Transcribe the listing exactly, leaving out every picture.
================================
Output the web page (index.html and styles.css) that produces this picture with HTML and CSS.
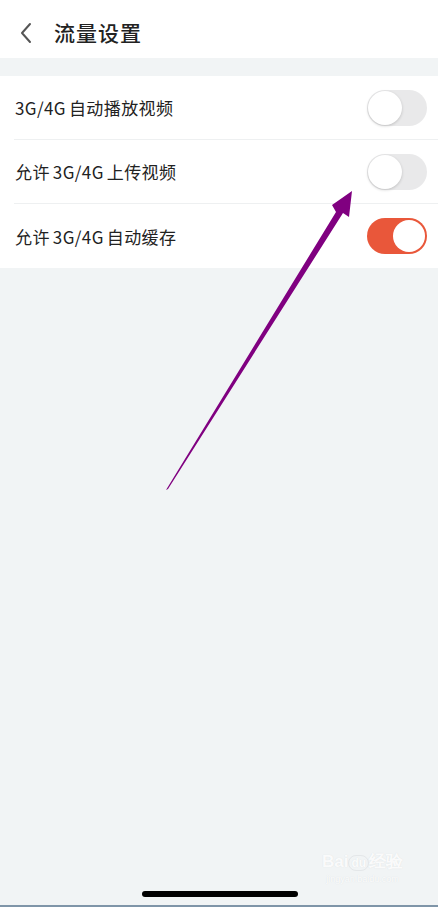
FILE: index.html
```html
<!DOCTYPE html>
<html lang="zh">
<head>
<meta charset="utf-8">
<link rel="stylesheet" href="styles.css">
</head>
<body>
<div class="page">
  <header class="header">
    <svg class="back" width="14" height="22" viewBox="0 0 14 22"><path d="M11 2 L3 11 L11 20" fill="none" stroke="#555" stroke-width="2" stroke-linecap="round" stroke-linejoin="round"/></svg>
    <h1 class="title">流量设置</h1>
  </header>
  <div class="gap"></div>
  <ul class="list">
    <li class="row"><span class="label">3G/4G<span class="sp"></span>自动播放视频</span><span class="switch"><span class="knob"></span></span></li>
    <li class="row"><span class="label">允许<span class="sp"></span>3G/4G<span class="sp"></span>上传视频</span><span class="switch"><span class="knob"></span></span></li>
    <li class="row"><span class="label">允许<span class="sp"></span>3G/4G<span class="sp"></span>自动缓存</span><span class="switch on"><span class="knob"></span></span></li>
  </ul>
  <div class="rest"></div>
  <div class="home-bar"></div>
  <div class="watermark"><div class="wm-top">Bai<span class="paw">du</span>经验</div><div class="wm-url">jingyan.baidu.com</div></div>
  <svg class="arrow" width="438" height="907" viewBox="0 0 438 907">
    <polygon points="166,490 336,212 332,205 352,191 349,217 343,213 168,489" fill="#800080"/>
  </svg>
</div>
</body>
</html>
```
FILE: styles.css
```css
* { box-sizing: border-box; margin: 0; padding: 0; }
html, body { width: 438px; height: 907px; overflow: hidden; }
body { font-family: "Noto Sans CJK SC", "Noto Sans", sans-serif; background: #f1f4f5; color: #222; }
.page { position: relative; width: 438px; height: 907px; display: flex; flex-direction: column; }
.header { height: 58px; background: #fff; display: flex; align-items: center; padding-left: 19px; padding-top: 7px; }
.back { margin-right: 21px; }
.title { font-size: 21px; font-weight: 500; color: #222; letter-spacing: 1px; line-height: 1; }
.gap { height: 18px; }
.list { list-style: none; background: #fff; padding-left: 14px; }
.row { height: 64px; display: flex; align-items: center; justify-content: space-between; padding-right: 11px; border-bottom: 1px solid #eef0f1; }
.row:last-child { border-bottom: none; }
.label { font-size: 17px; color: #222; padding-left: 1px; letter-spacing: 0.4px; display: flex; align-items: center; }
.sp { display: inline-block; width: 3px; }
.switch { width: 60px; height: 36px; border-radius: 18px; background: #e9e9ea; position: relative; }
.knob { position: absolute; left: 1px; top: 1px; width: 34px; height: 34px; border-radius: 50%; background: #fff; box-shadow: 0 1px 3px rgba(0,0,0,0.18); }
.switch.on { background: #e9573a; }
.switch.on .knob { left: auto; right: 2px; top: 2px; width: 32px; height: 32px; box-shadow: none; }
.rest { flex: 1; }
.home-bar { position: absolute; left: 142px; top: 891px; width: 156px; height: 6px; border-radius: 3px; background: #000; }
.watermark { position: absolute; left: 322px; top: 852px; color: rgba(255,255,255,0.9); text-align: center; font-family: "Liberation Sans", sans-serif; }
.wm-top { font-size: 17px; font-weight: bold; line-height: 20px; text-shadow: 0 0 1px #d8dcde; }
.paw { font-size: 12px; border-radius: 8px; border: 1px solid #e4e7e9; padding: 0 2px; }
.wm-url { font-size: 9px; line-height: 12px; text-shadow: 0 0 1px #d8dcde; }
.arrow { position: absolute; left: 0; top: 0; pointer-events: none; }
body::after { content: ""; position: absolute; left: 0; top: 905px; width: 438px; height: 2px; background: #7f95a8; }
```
================================
◆ RESPONSE FOR THIS EXERCISE
Output the web page (index.html and styles.css) that produces this picture with HTML and CSS.
FILE: index.html
```html
<!DOCTYPE html>
<html lang="zh">
<head>
<meta charset="utf-8">
<link rel="stylesheet" href="styles.css">
</head>
<body>
<div class="page">
  <header class="header">
    <svg class="back" width="14" height="22" viewBox="0 0 14 22"><path d="M11 2 L3 11 L11 20" fill="none" stroke="#555" stroke-width="2" stroke-linecap="round" stroke-linejoin="round"/></svg>
    <h1 class="title">流量设置</h1>
  </header>
  <div class="gap"></div>
  <ul class="list">
    <li class="row"><span class="label">3G/4G<span class="sp"></span>自动播放视频</span><span class="switch"><span class="knob"></span></span></li>
    <li class="row"><span class="label">允许<span class="sp"></span>3G/4G<span class="sp"></span>上传视频</span><span class="switch"><span class="knob"></span></span></li>
    <li class="row"><span class="label">允许<span class="sp"></span>3G/4G<span class="sp"></span>自动缓存</span><span class="switch on"><span class="knob"></span></span></li>
  </ul>
  <div class="rest"></div>
  <div class="home-bar"></div>
  <div class="watermark"><div class="wm-top">Bai<span class="paw">du</span>经验</div><div class="wm-url">jingyan.baidu.com</div></div>
  <svg class="arrow" width="438" height="907" viewBox="0 0 438 907">
    <polygon points="166,490 336,212 332,205 352,191 349,217 343,213 168,489" fill="#800080"/>
  </svg>
</div>
</body>
</html>
```
FILE: styles.css
```css
* { box-sizing: border-box; margin: 0; padding: 0; }
html, body { width: 438px; height: 907px; overflow: hidden; }
body { font-family: "Noto Sans CJK SC", "Noto Sans", sans-serif; background: #f1f4f5; color: #222; }
.page { position: relative; width: 438px; height: 907px; display: flex; flex-direction: column; }
.header { height: 58px; background: #fff; display: flex; align-items: center; padding-left: 19px; padding-top: 7px; }
.back { margin-right: 21px; }
.title { font-size: 21px; font-weight: 500; color: #222; letter-spacing: 1px; line-height: 1; }
.gap { height: 18px; }
.list { list-style: none; background: #fff; padding-left: 14px; }
.row { height: 64px; display: flex; align-items: center; justify-content: space-between; padding-right: 11px; border-bottom: 1px solid #eef0f1; }
.row:last-child { border-bottom: none; }
.label { font-size: 17px; color: #222; padding-left: 1px; letter-spacing: 0.4px; display: flex; align-items: center; }
.sp { display: inline-block; width: 3px; }
.switch { width: 60px; height: 36px; border-radius: 18px; background: #e9e9ea; position: relative; }
.knob { position: absolute; left: 1px; top: 1px; width: 34px; height: 34px; border-radius: 50%; background: #fff; box-shadow: 0 1px 3px rgba(0,0,0,0.18); }
.switch.on { background: #e9573a; }
.switch.on .knob { left: auto; right: 2px; top: 2px; width: 32px; height: 32px; box-shadow: none; }
.rest { flex: 1; }
.home-bar { position: absolute; left: 142px; top: 891px; width: 156px; height: 6px; border-radius: 3px; background: #000; }
.watermark { position: absolute; left: 322px; top: 852px; color: rgba(255,255,255,0.9); text-align: center; font-family: "Liberation Sans", sans-serif; }
.wm-top { font-size: 17px; font-weight: bold; line-height: 20px; text-shadow: 0 0 1px #d8dcde; }
.paw { font-size: 12px; border-radius: 8px; border: 1px solid #e4e7e9; padding: 0 2px; }
.wm-url { font-size: 9px; line-height: 12px; text-shadow: 0 0 1px #d8dcde; }
.arrow { position: absolute; left: 0; top: 0; pointer-events: none; }
body::after { content: ""; position: absolute; left: 0; top: 905px; width: 438px; height: 2px; background: #7f95a8; }
```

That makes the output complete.